In contrast to the snake-like North Carolina district inspected in Shaw, however Georgia’s Eleventh District is not bizarre, it is not extremely irregular or irrational on its face.
Instead the Eleventh District like Georgia’s majority white districts bears the imprint of familiar districting practices.
The district covers a core area in Central and Eastern Georgia, and its total land area some 6800 square miles is about average for the state.
The border of the Eleventh District runs close to 1200 miles in line with Georgia’s Second District, which has over 1200 miles to its border and the State’s Eighth District, with the border also running close to 1200 miles.
Nor does the Eleventh District disrespect the boundaries of political subdivisions.
Of the 22 counties in the district, 14 are intact and 8 are divided and that puts the Eleventh District at about the state average in divided counties and notably the Eleventh District’s boundaries largely follow precinct lines.
The Court’s disposition renders redistricting perilous work for state legislatures.
Statutory mandates and political realities may require States to consider race when drawing district lines.
But today’s decision is a counterforce; it opens the way for federal litigation if traditional districting practices arguably were accorded less weight than race.
Attention to traditional districting practices and avoidance of bizarre configurations seemed under Shaw to provide a safe harbor.

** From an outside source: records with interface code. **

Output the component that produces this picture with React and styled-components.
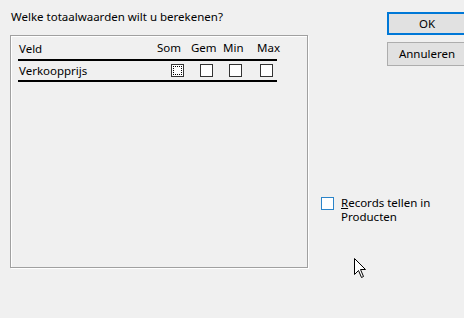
import React from 'react';
import styled, { createGlobalStyle } from 'styled-components';

const GlobalStyle = createGlobalStyle`
    html, body {
        margin: 0;
        padding: 0;
        background: #f0f0f0;
        overflow: hidden;
    }
    body {
        font-family: "Noto Sans", "Open Sans", sans-serif;
        font-size: 11.5px;
        color: #000;
    }
`;

const Dialog = styled.div`
    position: relative;
    width: 464px;
    height: 318px;
    display: flex;
    background: #f0f0f0;
`;

const LeftCol = styled.div`
    display: flex;
    flex-direction: column;
    padding: 8px 0 0 10px;
    width: 298px;
`;

const Title = styled.div`
    padding-left: 1px;
    height: 27px;
    line-height: 17px;
`;

const Panel = styled.div`
    width: 298px;
    height: 233px;
    box-sizing: border-box;
    border: 1px solid #a0a0a0;
    box-shadow: 1px 1px 0 #fff, inset 1px 1px 0 #fff;
    padding: 3px 0 0 7px;
`;

const Row = styled.div`
    display: grid;
    grid-template-columns: 139px 33px 32px 33px 22px;
    align-items: center;
    width: 259px;
    height: ${p => p.head ? 22 : 21}px;
    border-bottom: 2px solid #000;
    box-sizing: border-box;
`;

const Label = styled.div`
    padding-left: 1px;
    line-height: 16px;
`;

const HeadCell = styled.div`
    padding-left: ${p => p.pad}px;
    line-height: 16px;
    padding-bottom: 2px;
    white-space: nowrap;
`;

const Cell = styled.div`
    display: flex;
    padding-left: ${p => p.pad}px;
`;

const Box = styled.span`
    display: inline-block;
    flex: none;
    width: 13px;
    height: 13px;
    box-sizing: border-box;
    border: 1px solid ${p => p.blue ? '#2b84c9' : '#333'};
    background: #fff;
    outline: ${p => p.focus ? '1px dotted #000' : 'none'};
    outline-offset: -3px;
`;

const RightCol = styled.div`
    flex: 1;
    display: flex;
    flex-direction: column;
    padding: 12px 0 0 13px;
`;

const Buttons = styled.div`
    display: flex;
    flex-direction: column;
    gap: 7px;
    margin-left: 66px;
`;

const Button = styled.button`
    width: 80px;
    height: ${p => p.primary ? 23 : 24}px;
    box-sizing: border-box;
    background: #e1e1e1;
    border: ${p => p.primary ? '2px solid #0078d7' : '1px solid #adadad'};
    font-family: "Noto Sans", "Open Sans", sans-serif;
    font-size: 11.5px;
    color: #000;
    padding: 0 0 1px;
    text-align: center;
`;

const CheckOption = styled.label`
    display: flex;
    align-items: flex-start;
    gap: 7px;
    margin-top: 131px;
`;

const OptionText = styled.span`
    line-height: 14px;
    margin-top: -1px;
`;

const Cursor = styled.svg`
    position: absolute;
    left: 354px;
    top: 258px;
`;

const columns = [
    { name: 'Som', head: 0, box: 14 },
    { name: 'Gem', head: 1, box: 10 },
    { name: 'Min', head: 1, box: 7 },
    { name: 'Max', head: 2, box: 5 },
];

const App = () => {
    return (
        <Dialog>
            <GlobalStyle />
            <LeftCol>
                <Title>Welke totaalwaarden wilt u berekenen?</Title>
                <Panel>
                    <Row head>
                        <Label>Veld</Label>
                        {columns.map(c => <HeadCell key={c.name} pad={c.head}>{c.name}</HeadCell>)}
                    </Row>
                    <Row>
                        <Label>Verkoopprijs</Label>
                        {columns.map((c, i) => (
                            <Cell key={c.name} pad={c.box}><Box focus={i === 0} /></Cell>
                        ))}
                    </Row>
                </Panel>
            </LeftCol>
            <RightCol>
                <Buttons>
                    <Button primary>OK</Button>
                    <Button>Annuleren</Button>
                </Buttons>
                <CheckOption>
                    <Box blue />
                    <OptionText><u>R</u>ecords tellen in<br />Producten</OptionText>
                </CheckOption>
            </RightCol>
            <Cursor width="13" height="21" viewBox="0 0 13 21">
                <path d="M0.5 0.5 L0.5 16.5 L4.5 12.5 L7.5 19.5 L9.5 18.5 L6.5 11.5 L11.5 11.5 Z" fill="#fff" stroke="#000" strokeWidth="1" />
            </Cursor>
        </Dialog>
    );
};

export default App;
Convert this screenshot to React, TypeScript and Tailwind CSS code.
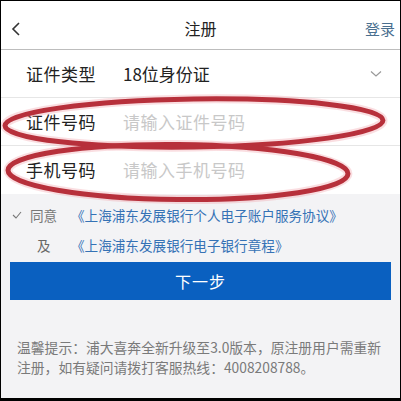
import React from 'react';

const font = { fontFamily: '"Noto Sans CJK SC", "Noto Sans", sans-serif' };

function Row({ label, value, placeholder, chevron, border }: { label: string; value?: string; placeholder?: string; chevron?: boolean; border?: boolean }) {
  return (
    <div className={`flex items-center h-[48px] pl-[25px] pr-[16px] ${border ? 'border-b border-[#e6e6e6]' : ''}`}>
      <div className="w-[97px] text-[17px] text-[#222] tracking-[0.5px]">{label}</div>
      {value && <div className="flex-1 text-[17px] text-[#222]">{value}</div>}
      {placeholder && <div className="flex-1 text-[17px] text-[#c8c8c8] tracking-[0.5px]">{placeholder}</div>}
      {chevron && (
        <svg width="12" height="8" viewBox="0 0 12 8" className="mr-[2px]">
          <path d="M1 1.5 L6 6 L11 1.5" fill="none" stroke="#999" strokeWidth="1.2" />
        </svg>
      )}
    </div>
  );
}

export default function App() {
  return (
    <div className="relative w-[401px] h-[401px] overflow-hidden border border-b-[3px] border-black bg-[#f3f3f5]" style={font}>
      {/* Header */}
      <div className="relative flex items-center justify-center h-[49px] bg-white border-b border-[#bdbdbd]">
        <svg width="10" height="14" viewBox="0 0 10 14" className="absolute left-[10px] top-[21px]">
          <path d="M8 1 L2 7 L8 13" fill="none" stroke="#333" strokeWidth="1.6" />
        </svg>
        <span className="text-[16px] text-[#222] mt-[6px]">注册</span>
        <span className="absolute right-[5px] top-[17px] text-[15px] text-[#4a6f8f]">登录</span>
      </div>

      {/* Form */}
      <div className="bg-white">
        <Row label="证件类型" value="18位身份证" chevron border />
        <Row label="证件号码" placeholder="请输入证件号码" border />
        <Row label="手机号码" placeholder="请输入手机号码" />
      </div>

      {/* Agreement */}
      <div className="pt-[10px] text-[13.6px]">
        <div className="flex items-center h-[22px]">
          <svg width="10" height="8" viewBox="0 0 10 8" className="ml-[11px] mr-[8px]">
            <path d="M1 4 L4 7 L9 1" fill="none" stroke="#777" strokeWidth="1.1" />
          </svg>
          <span className="text-[#777] w-[41px]">同意</span>
          <span className="text-[#3572b5]">《上海浦东发展银行个人电子账户服务协议》</span>
        </div>
        <div className="flex items-center h-[22px] mt-[8px]">
          <span className="text-[#666] ml-[36px] w-[34px]">及</span>
          <span className="text-[#3572b5]">《上海浦东发展银行电子银行章程》</span>
        </div>
      </div>

      {/* Button */}
      <div className="px-[9px] mt-[6px]">
        <div className="flex items-center justify-center h-[38px] bg-[#0a60c0] text-white text-[16px] tracking-[1px]">
          下一步
        </div>
      </div>

      {/* Tip */}
      <div className="px-[16px] mt-[37px] text-[13.8px] leading-[20px] text-[#7a7a7a]">
        温馨提示：浦大喜奔全新升级至3.0版本，原注册用户需重新注册，如有疑问请拨打客服热线：4008208788。
      </div>

      {/* Red annotation ellipses */}
      <svg className="absolute left-0 top-0 pointer-events-none" width="401" height="401" viewBox="0 0 401 401">
        <g fill="none" stroke="#f0a0a8" strokeWidth="9" strokeOpacity="0.35">
          <ellipse cx="193" cy="122" rx="189" ry="24" transform="rotate(-0.8 193 122)" />
          <ellipse cx="177" cy="171" rx="170" ry="27.5" transform="rotate(0.6 177 171)" />
        </g>
        <g fill="none" stroke="#b7303b" strokeWidth="5">
          <ellipse cx="193" cy="122" rx="189" ry="24" transform="rotate(-0.8 193 122)" />
          <ellipse cx="177" cy="171" rx="170" ry="27.5" transform="rotate(0.6 177 171)" />
        </g>
      </svg>
    </div>
  );
}
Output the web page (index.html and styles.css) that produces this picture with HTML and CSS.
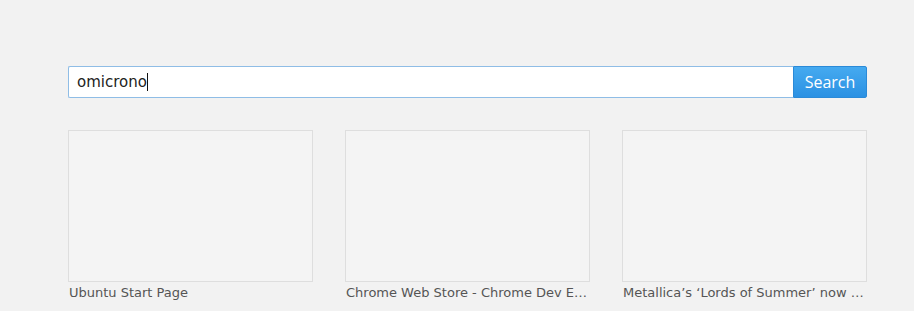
FILE: index.html
```html
<!DOCTYPE html>
<html lang="en">
<head>
    <meta charset="UTF-8">
    <title>New Tab</title>
    <link rel="stylesheet" href="styles.css">
</head>
<body>
<div class="page">
    <form class="search">
        <div class="search-box">omicrono<span class="caret"></span></div>
        <button class="search-btn" type="button">Search</button>
    </form>
    <div class="tiles">
        <div class="tile">
            <div class="thumb"></div>
            <p class="title">Ubuntu Start Page</p>
        </div>
        <div class="tile">
            <div class="thumb"></div>
            <p class="title">Chrome Web Store - Chrome Dev Editor</p>
        </div>
        <div class="tile">
            <div class="thumb"></div>
            <p class="title">Metallica’s ‘Lords of Summer’ now available</p>
        </div>
    </div>
</div>
</body>
</html>
```

FILE: styles.css
```css
body {
    margin: 0;
    background: #f2f2f2;
    font-family: "DejaVu Sans", sans-serif;
}

.page {
    width: 799px;
    padding: 66px 0 0 68px;
}

.search {
    display: flex;
    height: 32px;
    margin: 0;
}

.search-box {
    flex: 1;
    box-sizing: border-box;
    height: 32px;
    border: 1px solid #8fbde6;
    border-right: none;
    border-radius: 2px 0 0 2px;
    background: #fff;
    padding: 0 8px;
    font-size: 15px;
    line-height: 30px;
    color: #222;
}

.caret {
    display: inline-block;
    width: 1px;
    height: 18px;
    background: #111;
    vertical-align: -4px;
}

.search-btn {
    width: 74px;
    height: 32px;
    border: 1px solid #2b8ad8;
    border-radius: 0 2px 2px 0;
    background: linear-gradient(#45aaf0, #2b91e3);
    color: #fff;
    font-family: "Open Sans", sans-serif;
    font-size: 16px;
    padding: 0;
}

.tiles {
    display: flex;
    gap: 32px;
    margin-top: 32px;
}

.tile {
    width: 245px;
}

.thumb {
    box-sizing: border-box;
    height: 152px;
    border: 1px solid #dedede;
    background: #f4f4f4;
}

.title {
    margin: 3px 0 0 1px;
    font-size: 13px;
    color: #555;
    white-space: nowrap;
    overflow: hidden;
    text-overflow: ellipsis;
}
```
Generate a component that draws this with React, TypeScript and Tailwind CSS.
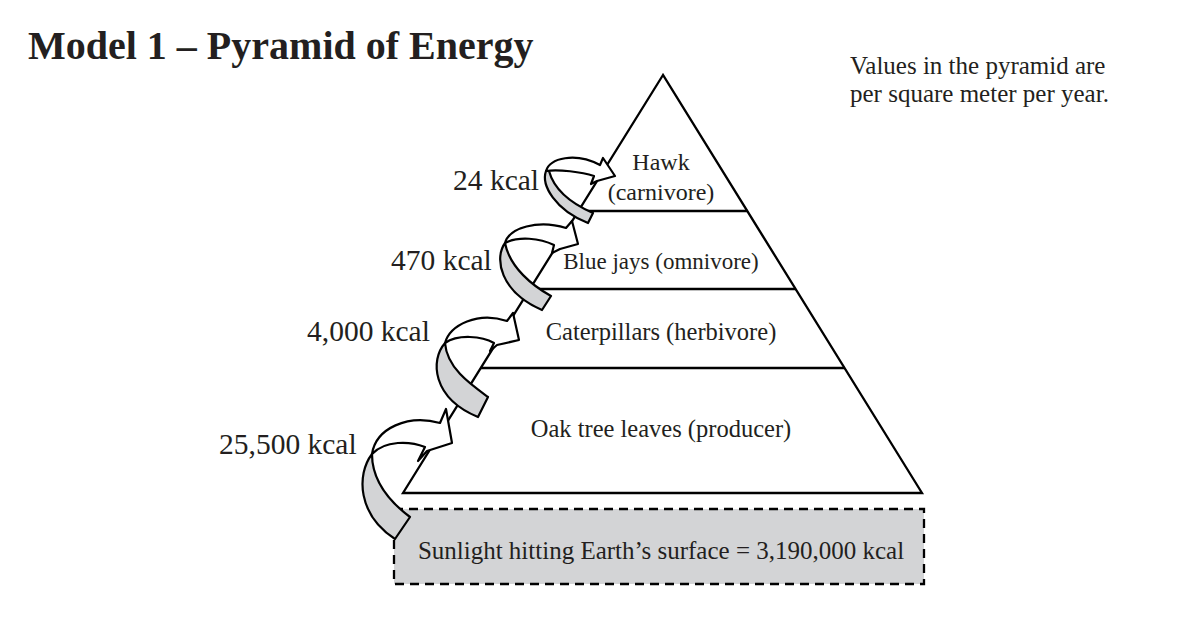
const INK = "#231f20"
const SHADE = "#d3d4d6"

// left / right edges of the pyramid at a given y
const leftX = (y: number) => 663 - (260 / 418) * (y - 75)
const rightX = (y: number) => 663 + (259 / 418) * (y - 75)

const levels = [211, 289, 368]

type Arrow = { back: string; front: string }

// each flow arrow: a gray underside band and a white top band ending in a head
const arrows: Arrow[] = [
  {
    back: "M546,171 C541,185 555,210 588,223 L593,213 C577,206 555,193 549,171 Z",
    front:
      "M546,171 C550,158 575,152 600,165 L603,158 L615,176 L597,181 L591,184 L594,176 C582,172 558,169 546,171 Z",
  },
  {
    back: "M505,243 C494,258 500,292 542,310 L551,296 C533,286 510,268 505,243 Z",
    front:
      "M505,243 C509,228 538,219 566,228 L572,221 L578,244 L560,249 L552,253 L554,245 C540,238 518,236 505,243 Z",
  },
  {
    back: "M445,343 C430,360 432,398 478,417 L488,397 C470,384 447,368 445,343 Z",
    front:
      "M445,343 C450,325 478,311 507,321 L513,313 L519,340 L497,345 L490,351 L494,343 C482,336 458,334 445,343 Z",
  },
  {
    back: "M372,454 C356,475 358,515 395,539 L410,517 C390,502 372,482 372,454 Z",
    front:
      "M372,454 C376,428 408,414 440,423 L446,409 L452,443 L427,451 L418,461 L425,447 C410,441 385,440 372,454 Z",
  },
]

const values = [
  { text: "24 kcal", x: 453, y: 190 },
  { text: "470 kcal", x: 391, y: 270 },
  { text: "4,000 kcal", x: 307, y: 341 },
  { text: "25,500 kcal", x: 219, y: 454 },
]

const tiers = [
  { text: "Hawk", y: 170, size: 24 },
  { text: "(carnivore)", y: 200, size: 24 },
  { text: "Blue jays (omnivore)", y: 269, size: 23 },
  { text: "Caterpillars (herbivore)", y: 340, size: 24.5 },
  { text: "Oak tree leaves (producer)", y: 437, size: 24.5 },
]

function EnergyPyramid() {
  return (
    <svg
      className="absolute inset-0 h-[620px] w-[1198px]"
      viewBox="0 0 1198 620"
      fontFamily="'Liberation Serif', serif"
    >
      {/* sunlight box */}
      <rect
        x={394}
        y={509}
        width={530}
        height={75}
        fill={SHADE}
        stroke="#000"
        strokeWidth={2.3}
        strokeDasharray="9 6"
      />
      <text x={661} y={559} textAnchor="middle" fontSize={25} fill={INK}>
        Sunlight hitting Earth’s surface = 3,190,000 kcal
      </text>

      {/* pyramid */}
      <polygon points="663,75 403,493 922,493" fill="#fff" stroke="#000" strokeWidth={2.3} strokeLinejoin="miter" />
      {levels.map((y) => (
        <line key={y} x1={leftX(y)} y1={y} x2={rightX(y)} y2={y} stroke="#000" strokeWidth={2.3} />
      ))}

      {tiers.map((t) => (
        <text key={t.text} x={661} y={t.y} textAnchor="middle" fontSize={t.size} fill={INK}>
          {t.text}
        </text>
      ))}

      {/* arrows between levels */}
      {arrows.map((a, i) => (
        <g key={i} stroke="#000" strokeWidth={2.2} strokeLinejoin="round">
          <path d={a.back} fill={SHADE} />
          <path d={a.front} fill="#fff" />
        </g>
      ))}

      {values.map((v) => (
        <text key={v.text} x={v.x} y={v.y} fontSize={29.5} fill={INK}>
          {v.text}
        </text>
      ))}
    </svg>
  )
}

export default function App() {
  return (
    <div className="relative h-[620px] w-[1198px] overflow-hidden bg-white font-['Liberation_Serif',serif] text-[#231f20]">
      <header className="relative z-10 flex items-start pl-[28px] pt-[26px]">
        <h1 className="w-[822px] text-[40px] font-bold leading-[40px]">Model 1 – Pyramid of Energy</h1>
        <p className="mt-[26px] text-[25px] leading-[28px]">
          Values in the pyramid are
          <br />
          per square meter per year.
        </p>
      </header>
      <EnergyPyramid />
    </div>
  )
}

In view of today’s decision, which cuts lose from the bizarreness criterion, that is no longer the case.
Ruth Bader Ginsburg:
Only after litigation under either the Voting Rights Act, the Court’s new Miller predominantly motivated by race standard or both will States now be assured that plans conscious of race are safe.
Federal Judges in large numbers may be drawn into the fray.
This enlargement of the judicial role and its deployment to stem the creation of my majority-minority district is unwarranted and unsettling.
The division of opinion here however, suggests that in this difficult area, the court has not yet spoken a final word.